Governor Henry McMaster was re-elected in 2022 with 58.1% of the vote. He will be term-limited by the South Carolina Constitution in 2026 and cannot seek re-election to a third consecutive term.

South Dakota 

Governor Kristi Noem was re-elected in 2022 with 62% of the vote. She will be term-limited by the South Dakota Constitution in 2026 and cannot seek re-election to a third consecutive term.

Tennessee

Governor Bill Lee was re-elected in 2022 with 64.9% of the vote. He is term-limited by the Tennessee Constitution in 2026 and cannot seek re-election to a third consecutive term.

Texas 

Governor Greg Abbott was re-elected in 2022 with 54.8% of the vote. He is eligible to run for re-election to a fourth term, but has not yet stated whether he will do so.

Vermont 
The incumbent Governor of Vermont will be determined in 2024, as Vermont elects governors on a two-year cycle.

Wisconsin

Governor Tony Evers was re-elected in 2022 with 51.2% of the vote. He is eligible to run for re-election to a third term, but has not yet stated whether he will do so.

Wyoming 

Governor Mark Gordon was re-elected in 2022 with 78.7% of the vote. He will be term limited by the Wyoming Constitution in 2026 and cannot seek re-election for a third consecutive term.

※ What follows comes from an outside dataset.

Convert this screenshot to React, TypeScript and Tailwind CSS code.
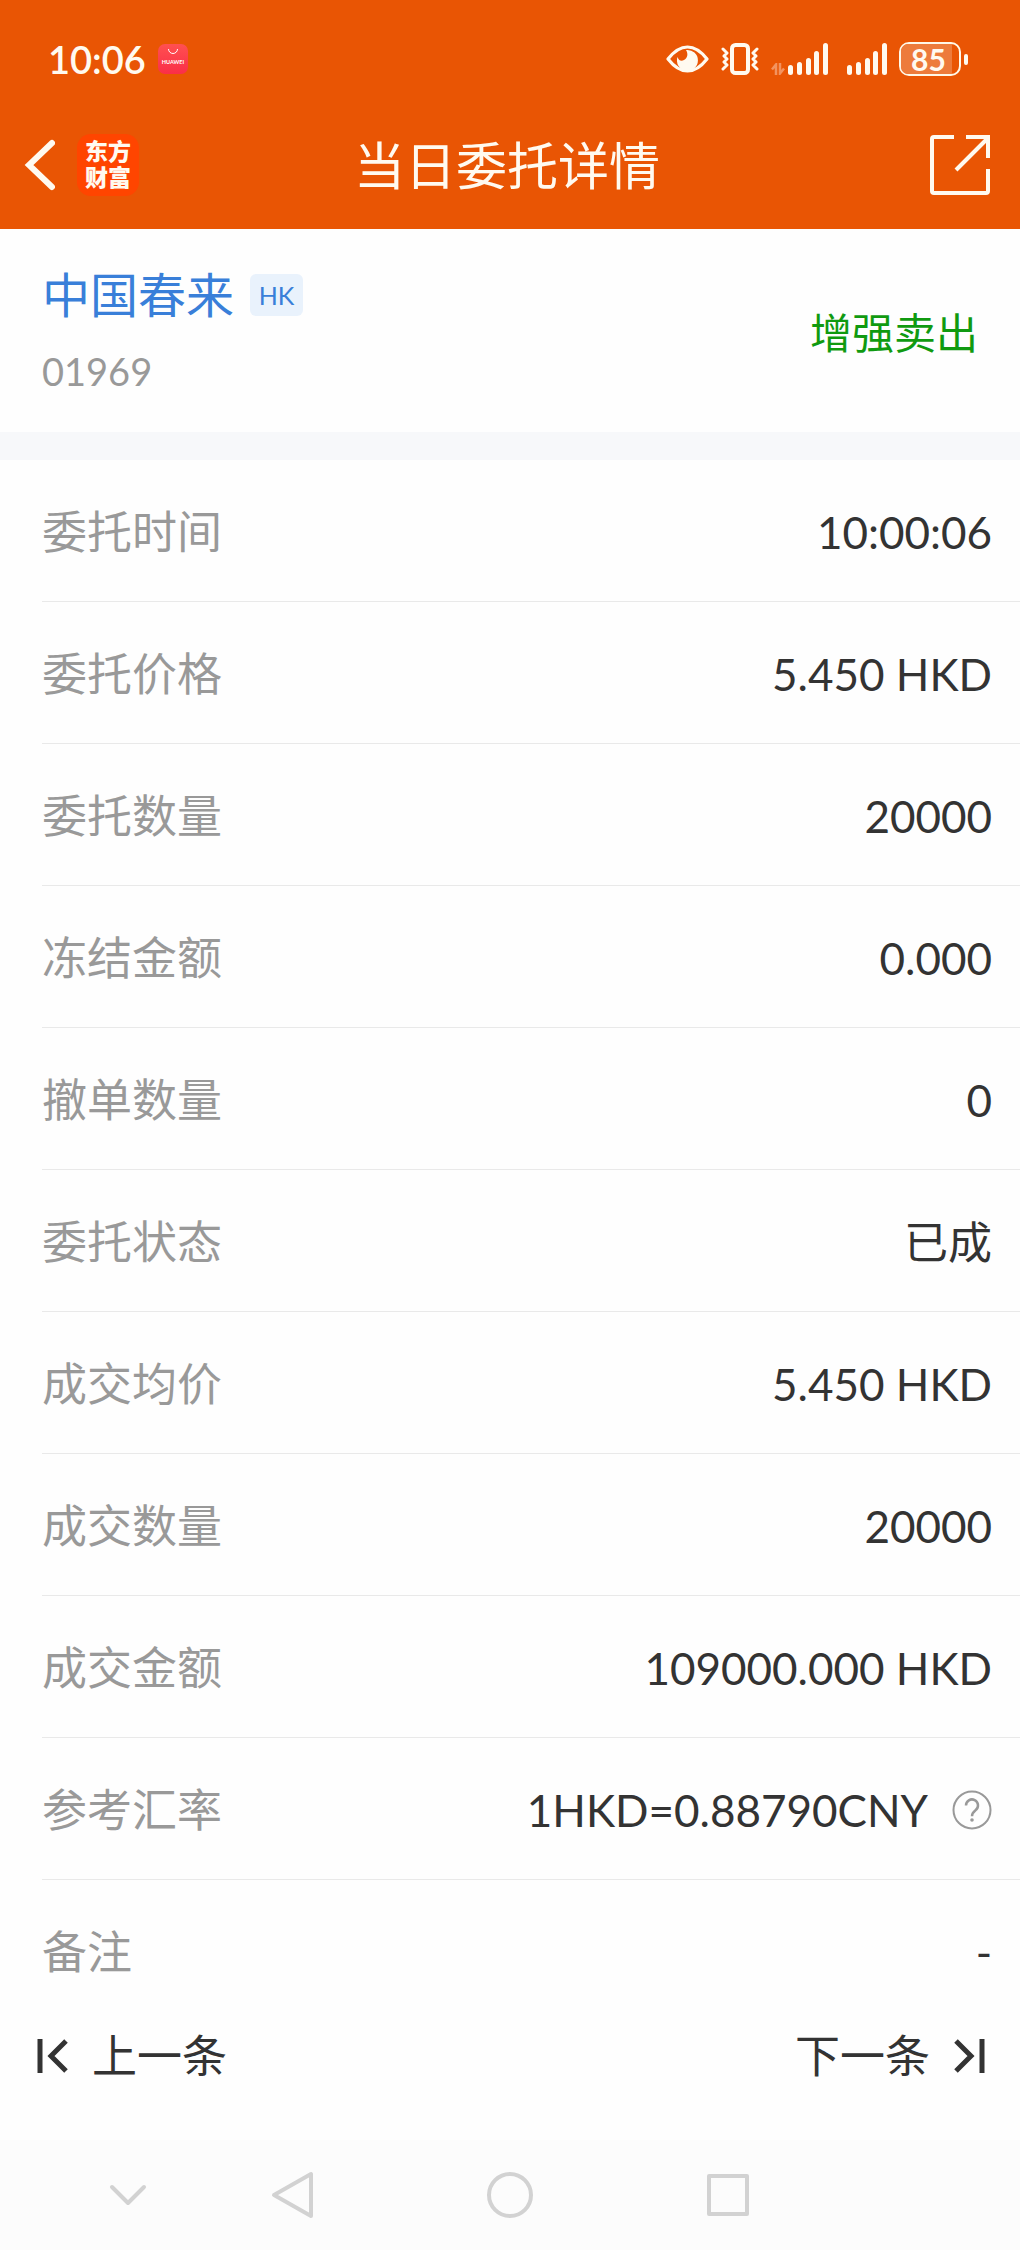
import { ReactNode } from 'react';

type Row = { label: string; value: string; help?: boolean };

const rows: Row[] = [
  { label: '委托时间', value: '10:00:06' },
  { label: '委托价格', value: '5.450 HKD' },
  { label: '委托数量', value: '20000' },
  { label: '冻结金额', value: '0.000' },
  { label: '撤单数量', value: '0' },
  { label: '委托状态', value: '已成' },
  { label: '成交均价', value: '5.450 HKD' },
  { label: '成交数量', value: '20000' },
  { label: '成交金额', value: '109000.000 HKD' },
  { label: '参考汇率', value: '1HKD=0.88790CNY', help: true },
  { label: '备注', value: '-' },
];

function SignalBars() {
  return (
    <svg className="w-[41px] h-8" viewBox="0 0 41 32" fill="currentColor">
      <rect x="0" y="22" width="5" height="10" rx="2.5" />
      <rect x="9" y="19" width="5" height="13" rx="2.5" />
      <rect x="18" y="15" width="5" height="17" rx="2.5" />
      <rect x="26" y="8" width="5" height="24" rx="2.5" />
      <rect x="35" y="0" width="5" height="32" rx="2.5" />
    </svg>
  );
}

function StatusBar() {
  return (
    <div className="flex items-center justify-between h-[118px] pl-12 pr-[52px]">
      <div className="flex items-center gap-3">
        <span className="text-[38px] leading-[48px] font-semibold">10:06</span>
        {/* app gallery notification */}
        <svg className="w-[30px] h-[30px]" viewBox="0 0 30 30">
          <defs>
            <linearGradient id="gallery" x1="0" y1="0" x2="0" y2="1">
              <stop offset="0" stopColor="#ff5050" />
              <stop offset="1" stopColor="#fa2e48" />
            </linearGradient>
          </defs>
          <rect width="30" height="30" rx="7" fill="url(#gallery)" />
          <path d="M10.5 5 a4.5 4.5 0 0 0 9 0" fill="none" stroke="#fff" strokeWidth="1" />
          <text x="15" y="19.5" textAnchor="middle" fontSize="5.5" fontWeight="700" fill="#fff">
            HUAWEI
          </text>
        </svg>
      </div>

      <div className="flex items-center">
        <svg className="w-[43px] h-7" viewBox="0 0 43 28">
          <path d="M2 14 C9 5 15 2 21.5 2 S34 5 41 14 C34 23 28 26 21.5 26 S9 23 2 14Z" fill="none" stroke="currentColor" strokeWidth="3.2" strokeLinejoin="round" />
          <path d="M20 5 A10.5 10.5 0 1 1 11.5 12 C13 16 15.500 16.500 18 15 C21.500 13 22.500 9 20 5Z" fill="currentColor" />
        </svg>
        <svg className="ml-3 w-[38px] h-8" viewBox="0 0 38 32" fill="none" stroke="currentColor" strokeLinejoin="round" strokeLinecap="round">
          <rect x="11" y="2" width="16" height="28" rx="3.5" strokeWidth="4" />
          <path d="M2 6 l4 4 -3 3 3 3 -3 3 3 3 -4 4 M36 6 l-4 4 3 3 -3 3 3 3 -3 3 4 4" strokeWidth="3" />
        </svg>
        <svg className="ml-3 mt-5 w-[14px] h-3" viewBox="0 0 14 12" fill="none" stroke="#f3935f" strokeWidth="2.5">
          <path d="M5 12 V1.5 L1 6.5 M9 0 V10.5 L13 5.5" />
        </svg>
        <div className="ml-[3px]"><SignalBars /></div>
        <div className="ml-[18px]"><SignalBars /></div>
        <div className="flex items-center ml-[11px]">
          <div className="flex w-[62px] h-[34px] rounded-[10px] border-2 border-[#fff8e8]">
            <div className="w-[51px] h-[30px] rounded-l-[7px] bg-[#ed7b3b] text-[30px] leading-[30px] font-bold text-center pl-1">85</div>
          </div>
          <div className="ml-[3px] w-1 h-[11px] rounded-sm bg-current" />
        </div>
      </div>
    </div>
  );
}

function TitleBar() {
  return (
    <div className="grid grid-cols-[1fr_auto_1fr] items-center h-[111px] pb-[17px] pl-6 pr-[30px]">
      <div className="flex items-center gap-[22px]">
        <button type="button" aria-label="返回">
          <svg className="w-[31px] h-[52px]" viewBox="0 0 31 52" fill="none" stroke="currentColor" strokeWidth="6" strokeLinecap="round" strokeLinejoin="miter">
            <path d="M28 4 L5 26 L28 48" />
          </svg>
        </button>
        <a href="#home" className="flex flex-col items-center justify-center w-[62px] h-[62px] rounded-[14px] bg-[#ff4500] text-[23px] leading-[26px] font-black pb-0.5">
          <span>东方</span>
          <span>财富</span>
        </a>
      </div>
      <h1 className="pt-0.5 text-[51px] leading-[60px]">当日委托详情</h1>
      <button type="button" aria-label="分享" className="justify-self-end">
        <svg className="w-[60px] h-[60px]" viewBox="0 0 60 60" fill="none" stroke="currentColor" strokeWidth="4" strokeLinejoin="round">
          <path d="M24 2 H4 Q2 2 2 4 V56 Q2 58 4 58 H56 Q58 58 58 56 V34" />
          <path d="M36 2 H58 V23" strokeLinejoin="miter" />
          <path d="M57 4 L26 35" />
        </svg>
      </button>
    </div>
  );
}

function DetailRow({ row, last }: { row: Row; last: boolean }) {
  return (
    <div className="pl-[42px]">
      <div className={`flex items-center justify-between h-[142px] pt-0.5 pr-7 ${last ? '' : 'border-b border-[#e9e9e9]'}`}>
        <dt className="text-[45px] leading-[60px] text-[#999999]">{row.label}</dt>
        <dd className="flex items-center text-[44px] leading-[60px] text-[#333333]">
          {row.value}
          {row.help && (
            <button type="button" aria-label="汇率说明" className="ml-6">
              <svg className="w-10 h-10" viewBox="0 0 40 40" fill="none" stroke="#999999">
                <circle cx="20" cy="20" r="18.5" strokeWidth="2" />
                <path d="M14 15.5 a6 6 0 1 1 9.5 4.8 c-2.5 2 -3.5 3 -3.5 6" strokeWidth="2.5" />
                <circle cx="20" cy="30" r="1.8" fill="#999999" stroke="none" />
              </svg>
            </button>
          )}
        </dd>
      </div>
    </div>
  );
}

function NavButton({ label, children }: { label: string; children: ReactNode }) {
  return (
    <button type="button" aria-label={label} className="flex justify-center">
      <svg className="w-12 h-12" viewBox="0 0 48 48" fill="none" stroke="#d2d2d2" strokeWidth="4" strokeLinecap="round" strokeLinejoin="round">
        {children}
      </svg>
    </button>
  );
}

export default function App() {
  return (
    <div className="flex flex-col min-h-screen bg-[#fefefe] font-[Lato,'Noto_Sans_CJK_SC',sans-serif]">
      <header className="bg-[#e95504] text-[#fffaf0]">
        <StatusBar />
        <TitleBar />
      </header>

      <section className="flex items-center justify-between h-[203px] pt-1 pl-[42px] pr-[42px]">
        <div className="flex flex-col gap-4">
          <div className="flex items-center gap-4">
            <h2 className="text-[48px] leading-[60px] text-[#397fd9]">中国春来</h2>
            <span className="w-[53px] h-[42px] rounded-md bg-[#e9f2fc] text-[25px] leading-[42px] text-center text-[#397fd9]">HK</span>
          </div>
          <span className="text-[38px] leading-[60px] text-[#999999]">01969</span>
        </div>
        <span className="text-[42px] leading-[60px] text-[#109a10]">增强卖出</span>
      </section>

      <div className="h-7 bg-[#f7f8fa]" />

      <dl>
        {rows.map((row, i) => (
          <DetailRow key={row.label} row={row} last={i === rows.length - 1} />
        ))}
      </dl>

      <div className="flex justify-between pt-1 pl-9 pr-[34px] text-[45px] leading-[60px] text-[#333333]">
        <button type="button" className="flex items-center gap-6">
          <svg className="w-8 h-9" viewBox="0 0 32 36" fill="none" stroke="currentColor" strokeWidth="5">
            <path d="M4 1 V35 M30 3 L15 18 L30 33" />
          </svg>
          上一条
        </button>
        <button type="button" className="flex items-center gap-6">
          下一条
          <svg className="w-8 h-9" viewBox="0 0 32 36" fill="none" stroke="currentColor" strokeWidth="5">
            <path d="M28 1 V35 M2 3 L17 18 L2 33" />
          </svg>
        </button>
      </div>

      <nav className="mt-auto grid grid-cols-[256fr_74fr_360fr_75fr_255fr] items-center h-[110px] bg-[#fcfcfc]">
        <NavButton label="收起"><path d="M8 16 L24 32 L40 16" /></NavButton>
        <NavButton label="返回"><path d="M42 3 V45 L5 24 Z" /></NavButton>
        <NavButton label="主页"><circle cx="24" cy="24" r="21" /></NavButton>
        <NavButton label="最近"><rect x="5" y="5" width="38" height="38" /></NavButton>
      </nav>
    </div>
  );
}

Territories and federal district

District of Columbia 
Mayor Muriel Bowser was re-elected in 2022 with 74.6% of the vote. She is eligible to run for re-election to a fourth term, but has not yet stated whether she will do so.

Guam 
Governor Lou Leon Guerrero was re-elected in 2022 with 55.5% of the vote. She will be term limited in 2026 and cannot seek re-election for a third consecutive term.

Northern Mariana Islands 
Governor Arnold Palacios was re-elected in 2022 with 54.1% of the vote. He is eligible to run for re-election to a second term, but has not yet stated whether he will do so.

U.S. Virgin Islands 
Governor Albert Bryan was re-elected in 2022 with 56.1% of the vote. He will be term limited in 2026 and cannot seek re-election for a third consecutive term.